By Don Mulligan
May 18, 2003
Three-and-a-half years after 5 million fish were killed in the White River between Indianapolis and Anderson by a chemical discharge, the fishery is back. Restoration continues in some areas, but according to anglers who never stopped fishing it, the White River is as good, or better for bass fishing than it ever was. Instead of discussions about blame for the discharge or ways to reclaim damaged habitat, anglers are focused again on how and where to catch fish. As was the case before the fish kill, strategy generally revolves around access, and distinguishing between the White River's alternating shallow- and deep-water habitats. "My theory is that the river here was not hurt as bad as originally thought," said Brian Waldman, a local tournament fisherman. Waldman said he caught mature bass and bluegill immediately after the fish kill throughout the Indianapolis area. He acknowledged there was a massive die-off of fish but said lots of fish clearly survived. Three years later, he said the survivors, combined with stocked fish, have created a river full of healthy large- and smallmouth bass.
Because he has a heavy fiberglass bass boat, Waldman confines most of his fishing to the deeper stretches of river. The first bit of deep water he likes is the stretch of river locals call "Lake Indy." Around the public ramp at 30th Street, the White River is wide, slow moving and comparatively deep all the way downstream to the 16th Street low head dam. This area is currently predominated by large sections of milfoil. The weedbeds, as well as blown-down timber, are the best bets for bass in this stretch of river. Fishermen should expect to catch more largemouth than smallmouth in Lake Indy. "I like to work the down current side, or openings in the weedbeds with a four-inch rubber ring worm in black and chartreuse," Waldman said. Generally, largemouth bass should be anywhere there is a slight break in the current caused by an obstruction, he said.

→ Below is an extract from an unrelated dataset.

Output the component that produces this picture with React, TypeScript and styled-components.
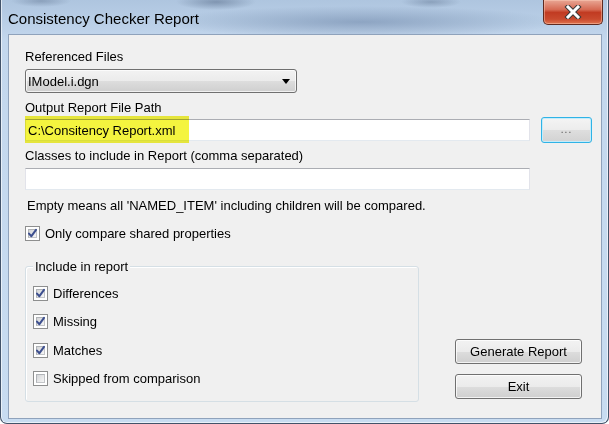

For the best deep-water fishing, however, Waldman steered anglers to the Broad Ripple area. Boat traffic is much worse in Broad Ripple, however, than it is at Lake Indy, he said. Around the Broad Ripple ramp, there is excellent fishing, mostly for largemouth, with a few smallmouth thrown in. Fishing is good from the low head dam just downstream from the ramp, all the way up river to an area locals call "the pits."
Here anglers will find consistent action on largemouth bass around small patches of weeds and around the numerous docks and shallow water log jams. Smallmouth along this stretch of river can be coaxed out of the deeper holes, especially where there is current. "I like to search this area with a fire tiger-colored crank bait to locate smallies. Once one is caught, it is worth the effort to go back and work the hole with a four-inch tube jig," Waldman said.
While largemouths are mostly solitary fish, Waldman said smallmouths will congregate en masse if conditions are favorable.
To get big numbers of bass in the new White River, fishermen need to find a way to access the alternating stretches of skinny water. Unlike the deep-water pockets that are predominated by largemouth bass, shallow water on the White River is smallmouth territory. Ray Rigby, a 20-year veteran of fishing tournaments on the White River, says there is a large stretch of river starting near the I-65 overpass, running all the way up stream to the dam at Broad Ripple, that has recently produced 100-plus smallmouth days.
To get to this part of the river, boaters can head up river from the 30th Street ramp. Anything that runs deeper than a canoe, kayak or jet boat will quickly become grounded on the shallow sand and rock riffle. Rigby uses a jet boat to fish this section of river.
Another prime spot for shallow-water smallies is up river from the Broad Ripple ramp and the pits. Much like the area above I-65, this area requires a shallow vessel and a bit of portaging to find holes full of smallmouth. "In any shallow-water habitat on the White River, I almost exclusively use a quarter-ounce river bandit hair jig," said Rigby, who prefers his jigs to be brown with a little orange or solid black.